In the present experiments, eye movement data were recorded in two experiments that were part of a larger study. Participants were presented isolated sentences with one or two semantically (un)related prime(s) preceding a target word. In both studies, conditions were selected to maximize the occurrence of early context effects (i.e., on initial landing sites). First, we used for related prime(s) and target words, pairs of words that were strongly associated. Second, we used both high- (Experiments 1 and 2) and low-frequency target words (Experiment 1 only). It has been shown in prior studies that high-frequency words are more likely to be preprocessed in parafoveal vision, and therefore they may enhance the occurrence or the amplitude of context effects. Third, we determined a posteriori the launch site (i.e., the last position of the eyes before the target word), since context effects may emerge only for close launch sites that favor parafoveal preprocessing. In addition, to ensure that context effects could not be the result of the target words having different visual attributes, pairs of, respectively, related and unrelated sentences contained the same target word, but differed by the preceding prime being used.

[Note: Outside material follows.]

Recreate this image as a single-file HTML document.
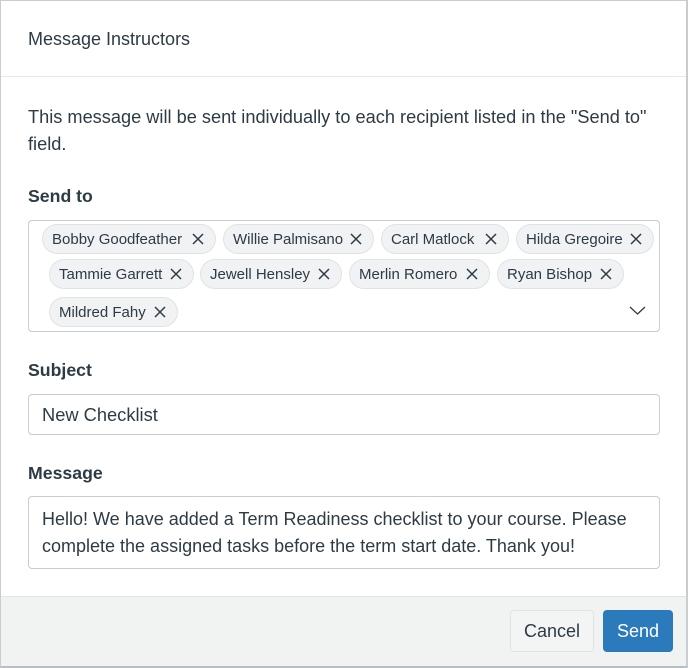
<!DOCTYPE html>
<html><head><style>
*{box-sizing:border-box;margin:0;padding:0}
body{width:688px;height:668px;background:#fff;font-family:"Liberation Sans",Arial,sans-serif;color:#2d3b45;position:relative;overflow:hidden}
.frame{position:absolute;left:0;top:0;width:688px;height:668px;border:1px solid #c7cdd1;border-bottom:2px solid #b8bec2;border-right:2px solid #c7cdd1}
.a{position:absolute}
.chip{position:absolute;height:30px;border:1px solid #dfe3e6;background:#f0f2f3;border-radius:15px;font-size:15px;line-height:29px;padding-left:9px;white-space:nowrap}
.chip svg{position:absolute;right:11px;top:8px}
.lbl{font-weight:bold;font-size:17.7px}
.box{border:1px solid #c7cdd1;border-radius:4px;background:#fff}
</style></head><body>
<div class="a" style="left:1px;top:76px;width:686px;height:1px;background:#e6e9ea"></div>
<div class="a" style="left:28px;top:29px;font-size:18px">Message Instructors</div>
<div class="a" style="left:28px;top:104px;width:660px;font-size:18.2px;line-height:27px">This message will be sent individually to each recipient listed in the "Send to"<br>field.</div>
<div class="a lbl" style="left:28px;top:186px">Send to</div>
<div class="a box" style="left:28px;top:220px;width:632px;height:112px"></div>
<div class="chip" style="left:42px;top:224px;width:174px">Bobby Goodfeather<svg width="12" height="12"><path d="M1 1L11 11M11 1L1 11" stroke="#2d3b45" stroke-width="1.5"/></svg></div>
<div class="chip" style="left:223px;top:224px;width:151px">Willie Palmisano<svg width="12" height="12"><path d="M1 1L11 11M11 1L1 11" stroke="#2d3b45" stroke-width="1.5"/></svg></div>
<div class="chip" style="left:381px;top:224px;width:128px">Carl Matlock<svg width="12" height="12"><path d="M1 1L11 11M11 1L1 11" stroke="#2d3b45" stroke-width="1.5"/></svg></div>
<div class="chip" style="left:516px;top:224px;width:138px">Hilda Gregoire<svg width="12" height="12"><path d="M1 1L11 11M11 1L1 11" stroke="#2d3b45" stroke-width="1.5"/></svg></div>
<div class="chip" style="left:49px;top:259px;width:145px">Tammie Garrett<svg width="12" height="12"><path d="M1 1L11 11M11 1L1 11" stroke="#2d3b45" stroke-width="1.5"/></svg></div>
<div class="chip" style="left:200px;top:259px;width:142px">Jewell Hensley<svg width="12" height="12"><path d="M1 1L11 11M11 1L1 11" stroke="#2d3b45" stroke-width="1.5"/></svg></div>
<div class="chip" style="left:349px;top:259px;width:141px">Merlin Romero<svg width="12" height="12"><path d="M1 1L11 11M11 1L1 11" stroke="#2d3b45" stroke-width="1.5"/></svg></div>
<div class="chip" style="left:497px;top:259px;width:127px">Ryan Bishop<svg width="12" height="12"><path d="M1 1L11 11M11 1L1 11" stroke="#2d3b45" stroke-width="1.5"/></svg></div>
<div class="chip" style="left:49px;top:297px;width:129px">Mildred Fahy<svg width="12" height="12"><path d="M1 1L11 11M11 1L1 11" stroke="#2d3b45" stroke-width="1.5"/></svg></div>
<svg class="a" style="left:629px;top:305px" width="17" height="11"><path d="M1 2 L8.5 9 L16 2" fill="none" stroke="#2d3b45" stroke-width="1.3"/></svg>
<div class="a lbl" style="left:28px;top:360px">Subject</div>
<div class="a box" style="left:28px;top:394px;width:632px;height:41px;font-size:18.3px;line-height:40px;padding-left:13px">New Checklist</div>
<div class="a lbl" style="left:28px;top:463px">Message</div>
<div class="a box" style="left:28px;top:496px;width:632px;height:73px;font-size:18px;line-height:27px;padding:9px 13px">Hello! We have added a Term Readiness checklist to your course. Please complete the assigned tasks before the term start date. Thank you!</div>
<div class="a" style="left:1px;top:596px;width:686px;height:72px;background:#f1f2f2;border-top:1px solid #e2e5e6"></div>
<div class="a" style="left:510px;top:610px;width:84px;height:42px;border:1px solid #e0e3e5;background:#f3f4f4;border-radius:4px;font-size:18px;line-height:40px;text-align:center">Cancel</div>
<div class="a" style="left:603px;top:610px;width:70px;height:42px;background:#2b7abc;border-radius:4px;color:#fff;font-size:18px;line-height:42px;text-align:center">Send</div>
<div class="frame"></div>
</body></html>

Participants. Eighteen students (11 from the University of Leuven, Belgium, and seven from Paris, France) who were between 18 and 30 years old, were paid to participate in the experiment at the University of Leuven, Belgium. They were all native French speakers (first language) and had normal or corrected-to-normal vision (only with glasses).
Material. Two sets of 72 sentences were constructed. Each sentence contained a prime and a target word. In half the sentences, both words were semantically related, and in the other half, both words were unrelated. Both related and unrelated sentences were matched except for the prime word which was either semantically related to the target or not. The related and unrelated primes were matched in length up to a two-letter difference.